> **Task to carry out**: Copy each line below in which the word "source" occurs.

[Web page code records]

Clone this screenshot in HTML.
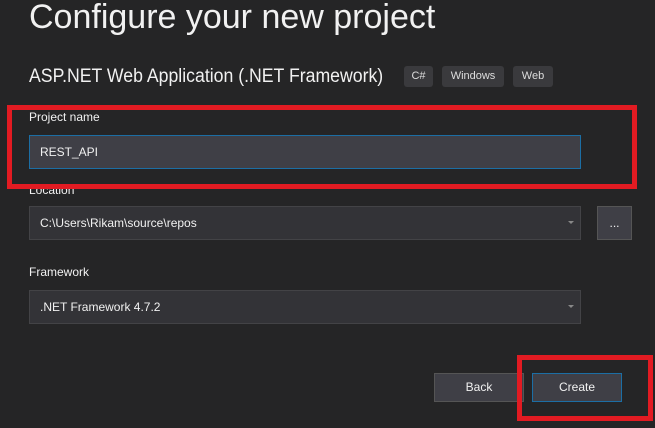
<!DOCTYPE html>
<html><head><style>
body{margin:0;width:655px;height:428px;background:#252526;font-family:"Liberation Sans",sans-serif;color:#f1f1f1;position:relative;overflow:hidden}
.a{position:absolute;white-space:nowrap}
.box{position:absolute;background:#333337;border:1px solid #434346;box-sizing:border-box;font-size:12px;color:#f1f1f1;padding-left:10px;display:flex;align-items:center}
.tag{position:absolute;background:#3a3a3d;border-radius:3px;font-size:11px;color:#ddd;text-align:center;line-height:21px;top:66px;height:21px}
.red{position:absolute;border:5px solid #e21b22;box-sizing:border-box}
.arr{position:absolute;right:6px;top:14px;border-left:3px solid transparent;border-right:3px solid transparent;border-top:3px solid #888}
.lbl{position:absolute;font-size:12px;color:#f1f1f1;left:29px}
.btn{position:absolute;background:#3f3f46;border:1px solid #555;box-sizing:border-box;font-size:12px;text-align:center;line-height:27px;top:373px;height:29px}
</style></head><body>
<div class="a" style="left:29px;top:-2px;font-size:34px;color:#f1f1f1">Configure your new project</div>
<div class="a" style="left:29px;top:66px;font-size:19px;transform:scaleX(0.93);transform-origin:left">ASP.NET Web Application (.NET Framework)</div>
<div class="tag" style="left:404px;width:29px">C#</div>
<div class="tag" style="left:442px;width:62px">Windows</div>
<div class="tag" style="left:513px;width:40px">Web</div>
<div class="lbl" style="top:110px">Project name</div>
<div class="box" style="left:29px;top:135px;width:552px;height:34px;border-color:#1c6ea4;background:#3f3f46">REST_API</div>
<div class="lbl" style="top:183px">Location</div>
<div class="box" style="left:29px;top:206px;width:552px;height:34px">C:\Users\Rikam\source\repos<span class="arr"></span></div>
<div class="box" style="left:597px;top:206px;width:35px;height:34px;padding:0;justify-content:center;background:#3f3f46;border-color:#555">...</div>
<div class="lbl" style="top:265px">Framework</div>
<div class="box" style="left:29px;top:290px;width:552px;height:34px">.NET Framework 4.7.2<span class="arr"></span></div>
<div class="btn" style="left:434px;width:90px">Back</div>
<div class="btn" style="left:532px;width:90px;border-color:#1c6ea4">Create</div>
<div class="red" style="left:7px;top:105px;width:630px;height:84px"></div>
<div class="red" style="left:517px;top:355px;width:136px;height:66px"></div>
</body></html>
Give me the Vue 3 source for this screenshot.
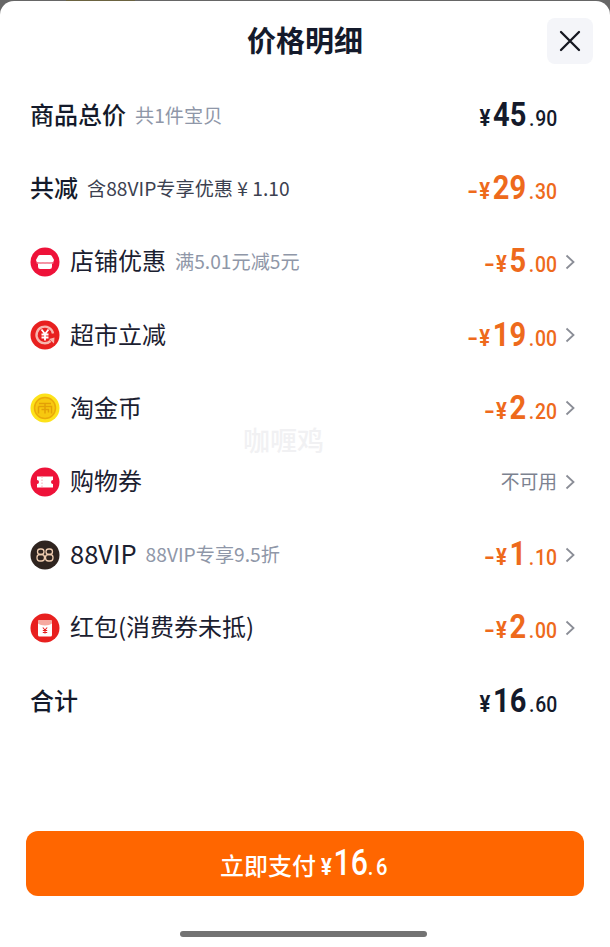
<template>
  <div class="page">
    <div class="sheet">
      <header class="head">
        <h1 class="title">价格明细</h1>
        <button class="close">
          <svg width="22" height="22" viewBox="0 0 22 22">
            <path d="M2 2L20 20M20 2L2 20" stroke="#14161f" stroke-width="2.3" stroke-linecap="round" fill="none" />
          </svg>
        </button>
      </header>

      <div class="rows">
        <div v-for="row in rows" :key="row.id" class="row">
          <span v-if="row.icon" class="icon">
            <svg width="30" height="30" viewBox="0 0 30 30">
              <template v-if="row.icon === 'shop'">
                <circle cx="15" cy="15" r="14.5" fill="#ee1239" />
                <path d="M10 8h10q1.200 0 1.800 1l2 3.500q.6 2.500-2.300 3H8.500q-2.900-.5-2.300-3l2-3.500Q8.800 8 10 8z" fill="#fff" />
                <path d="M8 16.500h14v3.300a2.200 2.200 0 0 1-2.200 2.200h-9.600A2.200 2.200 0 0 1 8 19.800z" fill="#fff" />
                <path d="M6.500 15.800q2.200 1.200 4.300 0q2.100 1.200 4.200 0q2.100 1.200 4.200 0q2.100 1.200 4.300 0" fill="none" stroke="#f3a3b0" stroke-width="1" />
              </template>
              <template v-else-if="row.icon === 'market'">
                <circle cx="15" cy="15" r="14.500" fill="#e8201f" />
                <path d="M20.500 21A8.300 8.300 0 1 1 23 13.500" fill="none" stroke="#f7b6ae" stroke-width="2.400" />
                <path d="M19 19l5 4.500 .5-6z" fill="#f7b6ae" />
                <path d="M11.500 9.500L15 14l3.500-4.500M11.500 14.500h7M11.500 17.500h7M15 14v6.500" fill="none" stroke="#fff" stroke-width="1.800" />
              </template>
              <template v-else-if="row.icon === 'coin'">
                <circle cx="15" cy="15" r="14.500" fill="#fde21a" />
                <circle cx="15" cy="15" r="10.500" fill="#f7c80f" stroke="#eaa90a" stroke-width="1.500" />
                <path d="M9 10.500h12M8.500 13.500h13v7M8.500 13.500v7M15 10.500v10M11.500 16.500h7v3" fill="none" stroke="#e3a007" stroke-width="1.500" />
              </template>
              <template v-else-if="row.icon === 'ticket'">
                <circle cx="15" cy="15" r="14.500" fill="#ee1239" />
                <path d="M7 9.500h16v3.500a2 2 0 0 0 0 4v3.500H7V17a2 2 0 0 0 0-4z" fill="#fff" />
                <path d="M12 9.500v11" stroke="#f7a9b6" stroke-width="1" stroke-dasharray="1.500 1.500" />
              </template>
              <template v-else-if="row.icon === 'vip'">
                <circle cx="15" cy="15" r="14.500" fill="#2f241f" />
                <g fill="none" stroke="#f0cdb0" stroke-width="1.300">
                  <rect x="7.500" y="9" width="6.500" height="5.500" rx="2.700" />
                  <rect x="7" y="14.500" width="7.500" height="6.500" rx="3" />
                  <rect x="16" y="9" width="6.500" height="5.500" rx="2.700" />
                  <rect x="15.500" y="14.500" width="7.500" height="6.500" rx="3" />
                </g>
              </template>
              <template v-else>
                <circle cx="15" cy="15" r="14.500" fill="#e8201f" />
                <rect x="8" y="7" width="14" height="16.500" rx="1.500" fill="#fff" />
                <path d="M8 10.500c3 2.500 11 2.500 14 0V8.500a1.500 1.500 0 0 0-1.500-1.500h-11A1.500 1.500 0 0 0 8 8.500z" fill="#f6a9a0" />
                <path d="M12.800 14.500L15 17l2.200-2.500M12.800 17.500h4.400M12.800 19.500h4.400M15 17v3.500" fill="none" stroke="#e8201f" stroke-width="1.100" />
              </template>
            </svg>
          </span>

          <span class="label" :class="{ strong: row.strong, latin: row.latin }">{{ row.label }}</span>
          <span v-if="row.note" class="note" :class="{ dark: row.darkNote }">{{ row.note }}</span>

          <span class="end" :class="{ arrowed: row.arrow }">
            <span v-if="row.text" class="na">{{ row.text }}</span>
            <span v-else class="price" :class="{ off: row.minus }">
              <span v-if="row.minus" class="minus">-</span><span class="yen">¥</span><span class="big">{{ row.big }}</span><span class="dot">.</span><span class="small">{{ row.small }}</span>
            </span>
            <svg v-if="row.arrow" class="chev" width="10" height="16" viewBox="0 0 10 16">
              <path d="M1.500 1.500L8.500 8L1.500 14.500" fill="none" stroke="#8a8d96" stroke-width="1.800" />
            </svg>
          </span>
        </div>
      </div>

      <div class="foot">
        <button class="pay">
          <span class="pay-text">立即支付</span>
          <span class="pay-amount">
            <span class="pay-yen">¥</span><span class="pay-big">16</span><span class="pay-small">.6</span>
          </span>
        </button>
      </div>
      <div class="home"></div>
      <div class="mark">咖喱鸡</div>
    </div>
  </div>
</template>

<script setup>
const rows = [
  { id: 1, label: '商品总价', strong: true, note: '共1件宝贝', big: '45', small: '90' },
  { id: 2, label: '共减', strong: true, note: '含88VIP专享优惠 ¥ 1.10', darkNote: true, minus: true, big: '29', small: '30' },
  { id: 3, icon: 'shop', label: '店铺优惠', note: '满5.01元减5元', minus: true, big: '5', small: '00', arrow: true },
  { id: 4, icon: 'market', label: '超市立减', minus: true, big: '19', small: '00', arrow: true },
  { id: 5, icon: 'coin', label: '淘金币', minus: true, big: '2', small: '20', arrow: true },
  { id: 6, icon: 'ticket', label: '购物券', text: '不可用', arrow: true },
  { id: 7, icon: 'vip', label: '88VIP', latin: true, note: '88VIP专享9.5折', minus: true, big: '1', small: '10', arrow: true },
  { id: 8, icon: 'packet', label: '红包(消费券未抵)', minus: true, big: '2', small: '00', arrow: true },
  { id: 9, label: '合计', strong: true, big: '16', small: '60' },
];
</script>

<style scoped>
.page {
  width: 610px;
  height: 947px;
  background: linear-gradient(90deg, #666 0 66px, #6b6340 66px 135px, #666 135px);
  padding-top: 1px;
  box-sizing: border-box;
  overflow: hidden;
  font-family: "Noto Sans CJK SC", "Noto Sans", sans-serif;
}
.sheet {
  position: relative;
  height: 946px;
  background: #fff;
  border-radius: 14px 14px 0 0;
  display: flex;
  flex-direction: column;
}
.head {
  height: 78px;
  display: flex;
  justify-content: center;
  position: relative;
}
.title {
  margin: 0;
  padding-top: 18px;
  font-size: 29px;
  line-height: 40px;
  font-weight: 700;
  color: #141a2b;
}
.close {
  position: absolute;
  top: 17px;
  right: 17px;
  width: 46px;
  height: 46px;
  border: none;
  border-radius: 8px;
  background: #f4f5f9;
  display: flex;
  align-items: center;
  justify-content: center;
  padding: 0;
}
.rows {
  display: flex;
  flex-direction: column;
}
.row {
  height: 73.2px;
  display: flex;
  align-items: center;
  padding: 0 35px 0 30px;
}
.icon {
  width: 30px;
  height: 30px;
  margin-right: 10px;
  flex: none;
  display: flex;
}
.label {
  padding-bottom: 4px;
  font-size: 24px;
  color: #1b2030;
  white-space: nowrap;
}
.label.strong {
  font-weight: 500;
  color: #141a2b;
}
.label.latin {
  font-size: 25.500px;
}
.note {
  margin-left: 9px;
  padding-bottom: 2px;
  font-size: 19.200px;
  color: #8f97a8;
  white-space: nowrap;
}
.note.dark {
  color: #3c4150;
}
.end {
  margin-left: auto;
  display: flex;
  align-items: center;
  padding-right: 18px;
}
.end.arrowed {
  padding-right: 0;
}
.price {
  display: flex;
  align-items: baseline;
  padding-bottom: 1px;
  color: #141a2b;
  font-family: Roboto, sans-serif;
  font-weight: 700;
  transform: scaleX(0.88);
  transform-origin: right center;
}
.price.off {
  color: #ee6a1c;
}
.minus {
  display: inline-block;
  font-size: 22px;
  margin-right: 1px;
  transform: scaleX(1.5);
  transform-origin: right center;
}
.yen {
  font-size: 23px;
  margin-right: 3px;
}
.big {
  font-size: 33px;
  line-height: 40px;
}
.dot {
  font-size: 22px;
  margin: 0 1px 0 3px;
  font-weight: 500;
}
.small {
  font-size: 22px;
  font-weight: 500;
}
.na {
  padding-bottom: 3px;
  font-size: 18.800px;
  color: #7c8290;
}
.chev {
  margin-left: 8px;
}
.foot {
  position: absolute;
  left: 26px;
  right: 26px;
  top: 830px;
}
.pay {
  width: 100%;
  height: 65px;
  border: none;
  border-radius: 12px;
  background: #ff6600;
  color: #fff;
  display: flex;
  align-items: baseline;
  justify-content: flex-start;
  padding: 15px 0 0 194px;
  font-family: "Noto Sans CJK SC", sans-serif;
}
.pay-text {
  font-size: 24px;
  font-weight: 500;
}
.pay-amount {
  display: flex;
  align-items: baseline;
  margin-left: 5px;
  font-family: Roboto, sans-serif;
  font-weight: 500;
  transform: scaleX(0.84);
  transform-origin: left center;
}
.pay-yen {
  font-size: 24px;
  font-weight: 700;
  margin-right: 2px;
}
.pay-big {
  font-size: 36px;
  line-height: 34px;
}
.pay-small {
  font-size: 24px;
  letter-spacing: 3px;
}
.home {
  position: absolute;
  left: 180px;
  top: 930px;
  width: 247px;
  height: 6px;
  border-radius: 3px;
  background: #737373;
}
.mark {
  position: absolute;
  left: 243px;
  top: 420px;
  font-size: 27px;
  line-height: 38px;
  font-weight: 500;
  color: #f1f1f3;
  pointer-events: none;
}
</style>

==

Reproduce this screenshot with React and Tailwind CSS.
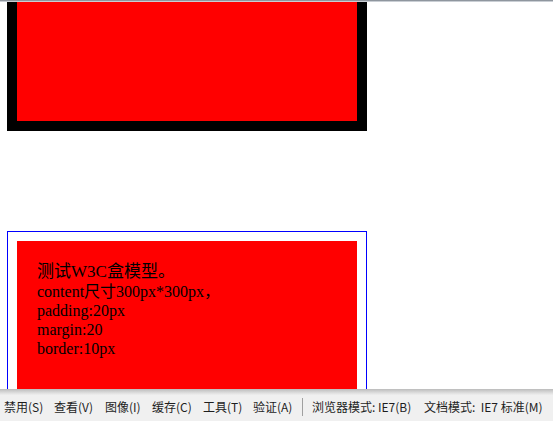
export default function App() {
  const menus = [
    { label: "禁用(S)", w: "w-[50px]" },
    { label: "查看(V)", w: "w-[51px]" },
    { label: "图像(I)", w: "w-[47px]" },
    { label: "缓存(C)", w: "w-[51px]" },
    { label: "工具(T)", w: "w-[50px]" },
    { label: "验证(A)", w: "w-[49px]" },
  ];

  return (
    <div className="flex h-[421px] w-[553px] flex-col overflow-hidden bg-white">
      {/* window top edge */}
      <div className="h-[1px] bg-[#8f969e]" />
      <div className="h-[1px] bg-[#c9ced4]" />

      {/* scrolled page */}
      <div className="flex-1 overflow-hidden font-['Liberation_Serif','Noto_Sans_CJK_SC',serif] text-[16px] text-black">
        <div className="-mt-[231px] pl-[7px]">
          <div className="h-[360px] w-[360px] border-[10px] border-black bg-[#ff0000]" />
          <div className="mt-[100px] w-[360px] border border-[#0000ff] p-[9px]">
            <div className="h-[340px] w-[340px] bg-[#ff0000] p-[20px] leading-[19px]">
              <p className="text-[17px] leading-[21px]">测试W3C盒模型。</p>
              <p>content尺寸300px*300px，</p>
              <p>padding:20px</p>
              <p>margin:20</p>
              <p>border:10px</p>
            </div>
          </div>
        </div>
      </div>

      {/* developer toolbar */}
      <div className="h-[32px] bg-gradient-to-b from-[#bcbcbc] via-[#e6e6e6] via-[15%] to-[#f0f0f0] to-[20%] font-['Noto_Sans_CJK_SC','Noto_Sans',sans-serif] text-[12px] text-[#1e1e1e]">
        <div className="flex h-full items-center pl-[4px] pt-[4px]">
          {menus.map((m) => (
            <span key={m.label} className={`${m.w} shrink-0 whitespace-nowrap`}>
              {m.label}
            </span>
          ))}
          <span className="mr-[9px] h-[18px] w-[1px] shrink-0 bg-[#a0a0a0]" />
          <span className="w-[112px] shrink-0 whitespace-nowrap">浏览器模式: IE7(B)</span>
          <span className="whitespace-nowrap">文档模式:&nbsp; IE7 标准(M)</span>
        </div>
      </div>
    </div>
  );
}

> **Correct answer**:
<div class="box" style="left:29px;top:206px;width:552px;height:34px">C:\Users\Rikam\source\repos<span class="arr"></span></div>
Give me the Vue 3 source for this screenshot.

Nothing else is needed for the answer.